Both exploits relied on vulnerabilities in Bifröst, specifically by manipulating it to believe it received transfers of ETH.
July 16th Exploit
This first exploit occurred due to a bug in the code of the Bifröst ETH bridge. Initial reports set the loss at 13,000 ETH (around $25 million), which has most recently been revised to 4200 ETH or $8 million. The attacker achieved this by making multiple transfers of 0 ETH, but manipulating the code to set the transaction at 200 ETH. Then, they sent that back to their own address and repeated this path in a loop. While nodes intervened and paused the network, the updates were not thorough enough to prevent the asymmetric trading that followed.
July 22nd Exploit
Also taking place on the ETH bridge, this second exploit drained the protocol of $8 million worth of ETH. The hacker left a message suggesting they could have done more damage, and pointed out the existence of “multiple critical issues.” The exploit was accomplished by creating a fake router (contract), which the attacker sent ETH to. This registers as a deposit event. When the attacker requested the ETH back, they then received it from an actual Asgard vault.

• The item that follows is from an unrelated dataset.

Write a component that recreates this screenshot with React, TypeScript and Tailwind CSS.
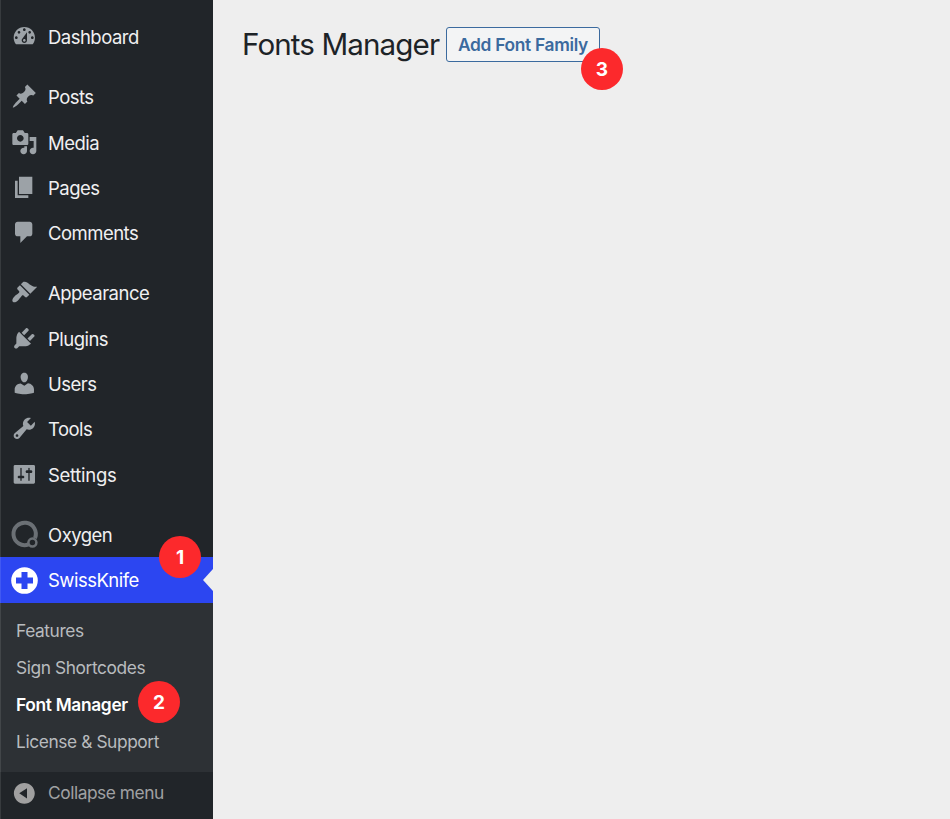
import type { ReactNode } from "react";

const icons = {
  dashboard:
    "M3.76 16h12.48c1.1-1.37 1.76-3.11 1.76-5 0-4.42-3.58-8-8-8s-8 3.58-8 8c0 1.89.66 3.63 1.76 5zM10 4c.55 0 1 .45 1 1s-.45 1-1 1-1-.45-1-1 .45-1 1-1zM6 6c.55 0 1 .45 1 1s-.45 1-1 1-1-.45-1-1 .45-1 1-1zm8 0c.55 0 1 .45 1 1s-.45 1-1 1-1-.45-1-1 .45-1 1-1zm-5.37 5.55L12 7v6c0 1.1-.9 2-2 2s-2-.9-2-2c0-.57.24-1.08.63-1.45zM4 10c.55 0 1 .45 1 1s-.45 1-1 1-1-.45-1-1 .45-1 1-1zm12 0c.55 0 1 .45 1 1s-.45 1-1 1-1-.45-1-1 .45-1 1-1zm-5 3c0-.55-.45-1-1-1s-1 .45-1 1 .45 1 1 1 1-.45 1-1z",
  posts:
    "M10.44 3.02l1.82-1.82 6.36 6.35-1.83 1.82c-1.05-.68-2.48-.57-3.41.36l-.75.75c-.92.93-1.04 2.35-.35 3.41l-1.83 1.82-2.41-2.41-2.8 2.79c-.42.42-3.38 2.71-3.8 2.29s1.86-3.39 2.28-3.81l2.79-2.79L4.1 9.36l1.83-1.82c1.05.69 2.48.57 3.4-.36l.75-.75c.93-.92 1.05-2.35.36-3.41z",
  media:
    "M13 11V4c0-.55-.45-1-1-1h-1.67L9 1H5L3.67 3H2c-.55 0-1 .45-1 1v7c0 .55.45 1 1 1h10c.55 0 1-.45 1-1zM7 4.5c1.38 0 2.5 1.12 2.5 2.5S8.38 9.5 7 9.5 4.5 8.38 4.5 7 5.62 4.5 7 4.5zM14 6h5v10.5c0 1.38-1.12 2.5-2.5 2.5S14 17.88 14 16.5s1.12-2.5 2.5-2.5c.17 0 .34.02.5.05V9h-3V6zm-4 8.05V13h2v3.5c0 1.38-1.12 2.5-2.5 2.5S7 17.88 7 16.5 8.12 14 9.5 14c.17 0 .34.02.5.05z",
  pages: "M6 15V2h10v13H6zm-1 1h8v2H3V5h2v11z",
  comments:
    "M5 2h9c1.1 0 2 .9 2 2v7c0 1.1-.9 2-2 2h-2l-5 5v-5H5c-1.1 0-2-.9-2-2V4c0-1.1.9-2 2-2z",
  appearance:
    "M14.48 11.06L7.41 3.99l1.5-1.5c.5-.56 2.3-.47 3.51.32 1.21.8 1.43 1.28 2.91 2.1 1.18.64 2.45 1.26 4.45.85zm-.71.71L6.7 4.7 4.93 6.47c-.39.39-.39 1.02 0 1.41l1.06 1.06c.39.39.39 1.03 0 1.42-.6.6-1.43 1.11-2.21 1.69-.35.26-.7.53-1.01.84C1.43 14.23.4 16.08 1.4 17.07c.99 1 2.84-.03 4.18-1.36.31-.31.58-.66.85-1.02.57-.78 1.08-1.61 1.69-2.21.39-.39 1.02-.39 1.41 0l1.06 1.06c.39.39 1.02.39 1.41 0z",
  plugins:
    "M13.11 4.36L9.87 7.6 8 5.73l3.24-3.24c.35-.34 1.05-.2 1.56.32.52.51.66 1.21.31 1.55zm-8 1.77l.91-1.12 9.01 9.01-1.19.84c-.71.71-2.63 1.16-3.82 1.16H6.14L4.9 17.26c-.59.59-1.54.59-2.12 0-.59-.58-.59-1.53 0-2.12l1.24-1.24v-3.88c0-1.13.4-3.19 1.09-3.89zm7.26 3.97l3.24-3.24c.34-.35 1.04-.21 1.55.31.52.51.66 1.21.31 1.55l-3.24 3.25z",
  users:
    "M10 9.25c-2.27 0-2.73-3.44-2.73-3.44C7 4.02 7.82 2 9.97 2c2.16 0 2.98 2.02 2.71 3.81 0 0-.41 3.44-2.68 3.44zm0 2.57L12.72 10c2.39 0 4.52 2.33 4.52 4.53v2.49s-3.65 1.13-7.24 1.13c-3.65 0-7.24-1.13-7.24-1.13v-2.49c0-2.25 1.94-4.48 4.47-4.48z",
  tools:
    "M16.68 9.77c-1.34 1.34-3.3 1.67-4.95.99l-5.41 6.52c-.99.99-2.59.99-3.58 0s-.99-2.59 0-3.57l6.52-5.42c-.68-1.65-.35-3.61.99-4.95 1.28-1.28 3.12-1.62 4.72-1.06l-2.89 2.89 2.82 2.82 2.86-2.87c.53 1.58.18 3.39-1.08 4.65zM3.81 16.21c.4.39 1.04.39 1.43 0 .4-.4.4-1.04 0-1.43-.39-.4-1.03-.4-1.43 0-.39.39-.39 1.03 0 1.43z",
  settings:
    "M18 16V4c0-.55-.45-1-1-1H3c-.55 0-1 .45-1 1v12c0 .55.45 1 1 1h14c.55 0 1-.45 1-1zM8 11h1c.55 0 1 .45 1 1s-.45 1-1 1H8v1.5c0 .28-.22.5-.5.5s-.5-.22-.5-.5V13H6c-.55 0-1-.45-1-1s.45-1 1-1h1V5.5c0-.28.22-.5.5-.5s.5.22.5.5V11zm5-2h-1c-.55 0-1-.45-1-1s.45-1 1-1h1V5.5c0-.28.22-.5.5-.5s.5.22.5.5V7h1c.55 0 1 .45 1 1s-.45 1-1 1h-1v5.5c0 .28-.22.5-.5.5s-.5-.22-.5-.5V9z",
};

function Dashicon({ d }: { d: string }) {
  return (
    <svg viewBox="0 0 20 20" className="mb-[1.5px] size-[26.67px] fill-[#9ca2a7]" fillRule="evenodd">
      <path d={d} />
    </svg>
  );
}

function OxygenIcon() {
  return (
    <svg viewBox="0 0 27 27" className="size-[27px] overflow-visible" fill="none" stroke="#6b7075">
      <path d="M17.6 23.4A11.2 11.2 0 1 1 24 17.2" strokeWidth="4" />
      <circle cx="21.4" cy="21.6" r="4" strokeWidth="2.5" />
    </svg>
  );
}

function SwissIcon() {
  return (
    <svg viewBox="0 0 27 27" className="mt-px size-[27px]">
      <circle cx="13.5" cy="13.5" r="13.3" fill="#fff" />
      <path d="M10.5 5h6v5.5H22v6h-5.5V22h-6v-5.5H5v-6h5.5z" fill="#2c46f1" />
    </svg>
  );
}

function Item({ icon, children, className = "" }: { icon: ReactNode; children: ReactNode; className?: string }) {
  return (
    <a className={`relative flex h-[45.33px] items-center text-[18.5px] text-[#f0f0f1] ${className}`}>
      <span className="flex w-12 justify-center">{icon}</span>
      <span className="pt-[2px]">{children}</span>
    </a>
  );
}

function Badge({ n, className }: { n: number; className: string }) {
  return (
    <span
      className={`absolute z-10 flex size-[42px] items-center justify-center rounded-full bg-[#fc292c] pt-[2px] text-[19px] font-bold tracking-normal text-white ${className}`}
    >
      {n}
    </span>
  );
}

export default function App() {
  return (
    <div className="flex h-[819px] w-[950px] overflow-hidden bg-[#eeeeee] font-['Inter','Liberation_Sans',sans-serif]">
      <aside className="relative w-[213px] shrink-0 bg-[#212529] pt-[14.67px] tracking-[-0.52px]">
        <span className="absolute inset-y-0 left-0 z-10 w-px bg-white/10" />
        <nav className="flex flex-col">
          <Item icon={<Dashicon d={icons.dashboard} />}>Dashboard</Item>
          <div className="mt-[14.67px]">
            <Item icon={<Dashicon d={icons.posts} />}>Posts</Item>
            <Item icon={<Dashicon d={icons.media} />}>Media</Item>
            <Item icon={<Dashicon d={icons.pages} />}>Pages</Item>
            <Item icon={<Dashicon d={icons.comments} />}>Comments</Item>
          </div>
          <div className="mt-[14.67px]">
            <Item icon={<Dashicon d={icons.appearance} />}>Appearance</Item>
            <Item icon={<Dashicon d={icons.plugins} />}>Plugins</Item>
            <Item icon={<Dashicon d={icons.users} />}>Users</Item>
            <Item icon={<Dashicon d={icons.tools} />}>Tools</Item>
            <Item icon={<Dashicon d={icons.settings} />}>
              <span className="tracking-[-0.3px]">Settings</span>
            </Item>
          </div>
          <div className="mt-[14.67px]">
            <Item icon={<OxygenIcon />}>Oxygen</Item>
            <Item icon={<SwissIcon />} className="bg-[#2c46f1] text-white">
              SwissKnife
              <svg viewBox="0 0 10 22" className="absolute top-[12px] right-0 h-[22px] w-[10px] fill-[#eeeeee]">
                <path d="M10 0v22L0 11z" />
              </svg>
              <Badge n={1} className="top-[-21px] left-[159px]" />
            </Item>
          </div>
          <div className="flex h-[169px] flex-col bg-[#2d3135] pt-[9.5px] pl-4 text-[17.33px] tracking-[-0.4px] text-[#b8bbbe]">
            <a className="flex h-[37px] items-center">Features</a>
            <a className="flex h-[37px] items-center">Sign Shortcodes</a>
            <a className="relative flex h-[37px] items-center font-semibold tracking-[-0.32px] text-white">
              Font Manager
              <Badge n={2} className="top-[-5px] left-[122px]" />
            </a>
            <a className="flex h-[37px] items-center">License &amp; Support</a>
          </div>
          <div className="flex h-[43px] items-center text-[17.33px] tracking-[-0.45px] text-[#a0a1a3]">
            <span className="flex w-12 justify-center">
              <svg viewBox="0 0 20 20" className="size-[26.67px] fill-[#a0a0a0]">
                <path
                  fillRule="evenodd"
                  d="M10 2.16c4.33 0 7.84 3.51 7.84 7.84s-3.51 7.84-7.84 7.84S2.16 14.33 2.16 10 5.71 2.16 10 2.16zm2 11.72V6.12L6.18 9.97z"
                />
              </svg>
            </span>
            Collapse menu
          </div>
        </nav>
      </aside>
      <main className="flex-1 pt-[27px] pl-[29px]">
        <div className="flex items-center">
          <h1 className="w-[204px] text-[29.6px] leading-[35px] tracking-[-0.9px] whitespace-nowrap text-[#1d2327]">Fonts Manager</h1>
          <a className="relative flex h-[35px] w-[154px] items-center justify-center rounded-[3px] border border-[#3b6a9e] bg-[#f3f4f5] text-[17.33px] font-semibold tracking-[-0.3px] whitespace-nowrap text-[#3b6a9e]">
            Add Font Family
            <Badge n={3} className="top-[20px] left-[134px]" />
          </a>
        </div>
      </main>
    </div>
  );
}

While THORChain is still on its feet, with an impressive cushion of funds to fall back on, these hacks will definitely be ones for the books.
With great power comes great responsibility. THORChain has successfully created a cross-chain decentralized exchange, which is a huge accomplishment for the industry. However, the recent hacks have proven that it still has some ways to go.
As aptly put by Andre Cronje, the most innovative projects often risk exploitation - and yet, THORChain only has itself to blame for the significant (and unaudited!) vulnerabilities in its code. The team has, at this point, delivered a 5-Pronged Recovery Plan that includes audits, bounty programs and increased security. Only time will tell how it delivers on these promises.